GCC states must shift Syria aid focus to prepare for long-term

More needs to be done to bridge the gap between emergency relief and development aid, according to Save the Children

GCC states must shift their funding focus from emergency to long-term development aid for children caught within regional conflicts, the Gulf head of a global children’s charity said.

Money from Gulf countries underpins much of the humanitarian activity in the region, including in Syria and Palestine. But more needs to be done to bridge the gap between emergency relief and development aid, said Soha Ellaithy, senior director of Save the Children’s GCC office.

“The issue is how we can make this sustainable,” Ellaithy told Philanthropy Age. “How communities can not just recover from conflict, but also how they can rebuild their lives for the long term. The challenge is to ensure that this aid merges into sustainable development projects that will be there for the next 10, 20 years.”

The fallout from Syria, in particular, has drawn a generous emergency response from the region. Kuwait hosted two international aid conferences for Syria, the second netting $2.3bn in commitments, with a third due at the end of this month. The Gulf state opened the 2014 conference with a pledge of $500m.

Still, long-term programming is now needed to get children back into school. There are some 2.8 million out-of-school children in Syria, the second worst rate of school attendance in the world, and overall enrolment has halved from pre-crisis levels of near 100 per cent. In the Syrian city of Aleppo, school enrolment is a woeful 6 per cent, according to Save the Children.

The children’s charity will also focus its efforts this year on boosting access to healthcare, including addressing rising malnutrition and stunting rates. A particularly often-overlooked area is psychosocial support for traumatised minors, according to Ellaithy. Half of the children surveyed in northern Syria by the NGO were 'rarely’ or ‘never’ able to concentrate in class.

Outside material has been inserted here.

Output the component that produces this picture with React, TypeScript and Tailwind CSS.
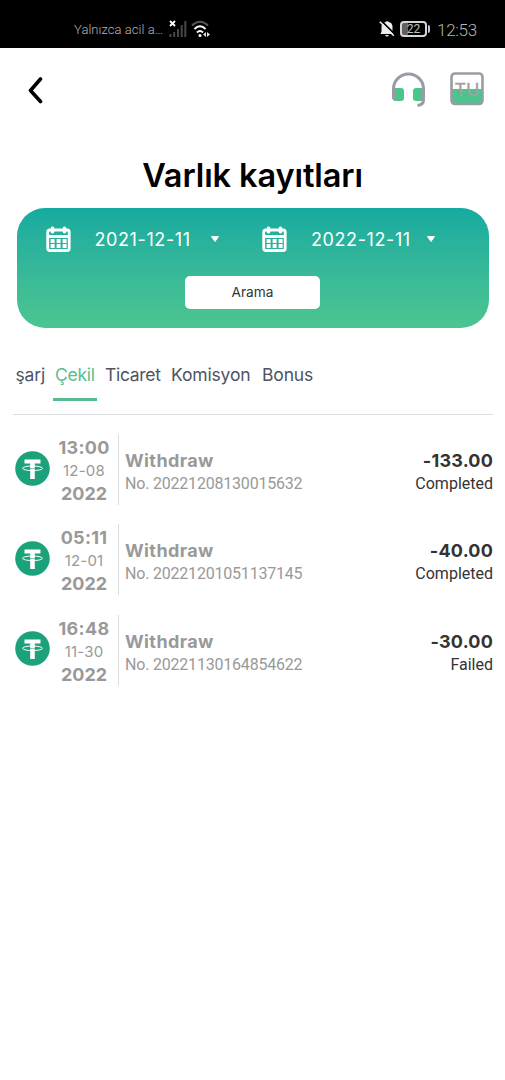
import React from 'react';

const records = [
  { time: '13:00', day: '12-08', year: '2022', no: '20221208130015632', amount: '-133.00', status: 'Completed' },
  { time: '05:11', day: '12-01', year: '2022', no: '20221201051137145', amount: '-40.00', status: 'Completed' },
  { time: '16:48', day: '11-30', year: '2022', no: '20221130164854622', amount: '-30.00', status: 'Failed' },
];

function StatusBar() {
  return (
    <div className="flex h-12 items-start bg-black pr-7 pl-[74px] text-[#b4b4b4]">
      <span className="mt-5 w-[95px] font-['Roboto',sans-serif] text-[13px] leading-5 font-light tracking-[0.050px] whitespace-nowrap">Yalnızca acil a…</span>
      <svg className="mt-[19px] h-[19px] w-[18px]" viewBox="0 0 18 19">
        <path d="M1 2l5 5M6 2L1 7" stroke="#fff" strokeWidth="1.8" />
        <path d="M1.5 15v3M5.2 13v5M9 10v8M12.7 6v12M16.3 2v16" stroke="#484848" strokeWidth="2" />
      </svg>
      <svg className="mt-[19px] ml-1 h-[19px] w-5" viewBox="0 0 20 19" fill="none">
        <path d="M1 6.5Q9 -1 17 6.5" stroke="#555" strokeWidth="2" />
        <path d="M3.500 10Q9 4.500 14.500 10M6 13.500q3-3 6 0" stroke="#fff" strokeWidth="2" />
        <circle cx="9" cy="16.500" r="1.500" fill="#fff" />
        <path d="M15 13v5l-3-2.500zM16 13v5l3-2.500z" fill="#ddd" />
      </svg>
      <div className="flex-1" />
      <svg className="mt-5 h-[18px] w-4" viewBox="0 0 16 18">
        <path d="M1.500 14h13.500l-1.500-2.500V7q0-4-3.200-4.700Q8 0 6.200 2.300 2.500 3 2.500 7v4.500zM6 15h4q-2 3-4 0z" fill="#eee" />
        <path d="M2.200 .6l14 14" stroke="#000" strokeWidth="1.600" />
        <path d="M.8 1.700l14 14" stroke="#eee" strokeWidth="1.600" />
      </svg>
      <div className="mt-[21px] ml-[5px] flex h-4 w-[27px] items-center justify-center rounded-[4px] border-2 border-[#d5d5d5] bg-linear-to-r from-[#606060] from-25% to-black to-25% font-['Roboto',sans-serif] text-[12px] leading-none text-[#c0c0c0]">22</div>
      <div className="mt-[25px] ml-px h-2 w-[2px] rounded-r bg-[#c8c8c8]" />
      <span className="mt-[20px] ml-[7px] w-[40px] font-['Roboto',sans-serif] text-[17px] leading-5 font-light tracking-[-0.3px] whitespace-nowrap">12:53</span>
    </div>
  );
}

function Calendar() {
  return (
    <svg className="h-[26px] w-[25px]" viewBox="0 0 25 26" fill="none">
      <rect x="1.700" y="4" width="21.500" height="20.500" rx="2" stroke="#fff" strokeWidth="2.800" />
      <path d="M1.500 10.500h22" stroke="#fff" strokeWidth="3" />
      <path d="M6.500 2.500v3M18.500 2.500v3" stroke="#fff" strokeWidth="3.800" strokeLinecap="round" />
      <path d="M4.600 15h16M4.600 20h16" stroke="#fff" strokeWidth="3.800" strokeDasharray="4 2" />
    </svg>
  );
}

function DateField({ value }: { value: string }) {
  return (
    <div className="flex h-[26px] w-[216.500px] items-center">
      <Calendar />
      <span className="mt-[2px] ml-[24px] w-[98px] text-[18px] leading-6 tracking-[0.600px] whitespace-nowrap">{value}</span>
      <svg className="ml-[17px] h-[9px] w-[10px]" viewBox="0 0 10 9">
        <path d="M1.500 1.500h7L5 6.500z" fill="#fff" stroke="#fff" strokeLinejoin="round" />
      </svg>
    </div>
  );
}

function Tether() {
  return (
    <svg className="mb-[3px] h-[35px] w-[35px]" viewBox="0 0 35 35" fill="none">
      <circle cx="17.500" cy="17.500" r="17.300" fill="#1ba27a" />
      <path d="M9.500 8.500h16v4h-5.700v15.500h-4.600V12.500H9.500z" fill="#fff" />
      <ellipse cx="17.500" cy="17.300" rx="10" ry="2.300" stroke="#fff" strokeWidth="1" />
      <path d="M15.200 17.500q2.300.3 4.600 0" stroke="#1ba27a" strokeWidth=".6" />
    </svg>
  );
}

export default function App() {
  return (
    <div className="min-h-[1080px] w-[505px] bg-white font-['Inter','Liberation_Sans',sans-serif]">
      <StatusBar />
      <header className="flex h-[84px] items-center pr-5 pl-7">
        <svg className="h-[28px] w-[16px]" viewBox="0 0 16 28" fill="none">
          <path d="M12.500 3L2.500 14.500 12.500 25.500" stroke="#000" strokeWidth="3.600" strokeLinecap="round" strokeLinejoin="round" />
        </svg>
        <div className="flex-1" />
        <svg className="mb-[1px] h-9 w-9" viewBox="0 0 36 36" fill="none">
          <rect x="1.500" y="16" width="11.500" height="13" rx="3" fill="#4bc58c" />
          <rect x="22" y="16" width="11.500" height="13" rx="3" fill="#4bc58c" />
          <path d="M2.500 27V17a15 15 0 0 1 30 0v11q0 5-6 5.500" stroke="#9b9ba5" strokeWidth="3" />
        </svg>
        <svg className="mb-[2px] ml-[22px] h-9 w-9" viewBox="0 0 36 36" fill="none">
          <path d="M3 18h30v13q0 2-2 2H5q-2 0-2-2z" fill="#4bc58c" />
          <rect x="2.500" y="2.500" width="31" height="30.500" rx="3.500" stroke="#9b9ba5" strokeWidth="2.600" />
          <text x="5.500" y="24.500" textLength="25" lengthAdjust="spacingAndGlyphs" fontSize="17" fill="#a0a0a0" stroke="#a0a0a0" strokeWidth=".4">TU</text>
        </svg>
      </header>
      <h1 className="flex h-[76px] items-center justify-center pt-[11px] text-[32.500px] leading-10 font-semibold tracking-[-0.100px] text-black">Varlık kayıtları</h1>
      <section className="mr-4 ml-[17px] flex h-[120px] flex-col items-center rounded-[28px] bg-linear-to-b from-[#14aaa0] to-[#4cc590] pt-[18px] text-white">
        <div className="flex w-full pl-[28.500px]">
          <DateField value="2021-12-11" />
          <DateField value="2022-12-11" />
        </div>
        <button className="mt-6 mr-px h-[33px] w-[135px] rounded-[5px] bg-white text-[13.700px] text-[#333]">Arama</button>
      </section>
      <nav className="mr-3 ml-[13px] flex h-[87px] border-b border-[#ddd] pt-[33px] text-[17.500px] leading-7 tracking-[-0.150px] text-[#4c5462]">
        <span className="w-10 pl-[2.500px]">şarj</span>
        <span className="h-10 w-11 border-b-[3px] border-[#57bd90] pl-[2px] tracking-[-0.300px] text-[#57bd90]">Çekil</span>
        <span className="w-[66px] pl-2 tracking-[-0.300px]">Ticaret</span>
        <span className="w-[91px] pl-2">Komisyon</span>
        <span className="pl-2">Bonus</span>
      </nav>
      <main className="flex flex-col gap-[19.300px] pt-[19px]">
        {records.map((r) => (
          <div key={r.no} className="flex h-[71px] items-center pr-3 pl-[15px]">
            <Tether />
            <div className="flex h-[71px] w-[69px] flex-col items-center justify-center border-r border-[#ddd] pt-[2px] text-[18px] leading-[23px] font-bold text-[#999]">
              <span className="tracking-[0.300px]">{r.time}</span>
              <span className="text-[15px] font-normal tracking-[0.200px]">{r.day}</span>
              <span>{r.year}</span>
            </div>
            <div className="ml-[6px] flex flex-1 flex-col pt-[5px] leading-[23px] text-[#999]">
              <span className="text-[18px] font-bold tracking-[0.400px]">Withdraw</span>
              <span className="font-['Roboto',sans-serif] text-[16px] tracking-[-0.200px]">No. {r.no}</span>
            </div>
            <div className="flex flex-col items-end pt-[5px] leading-[23px] text-[#333]">
              <span className="text-[18px] font-bold tracking-[0.200px]">{r.amount}</span>
              <span className="font-['Roboto',sans-serif] text-[16px]">{r.status}</span>
            </div>
          </div>
        ))}
      </main>
    </div>
  );
}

In a separate survey by the organisation, fully 38 per cent of school children were unable to cope with the stress of their environment. “You can bring children to school and give them medication, but if their emotional wellbeing has been severely affected then they can’t reach their full potential,” said Ellaithy. “This is really the ultimate goal: to ensure children fulfil their potential.”

It is not just in Syria that help is needed. “The region has become plagued by conflict in the last four years,” Ellaithy said. “Syria is such a big crisis, we tend to forget there are other chronic problems going on, such as Gaza.”

The war-torn territory faces a host of challenges, including access to building materials to drive reconstruction efforts, a lack of medical equipment and contamination of the water table, all exacerbated by the latest 50-day conflict with Israel last year.

The children’s charity is looking for partners in the region to help it step up long-term support. The international NGO already partners with local foundation Dubai Cares and Qatar’s Educate A Child, among others in the region, to fund education initiatives, and the UAE’s Salam Ya Seghar to boost children’s access to healthcare in Gaza.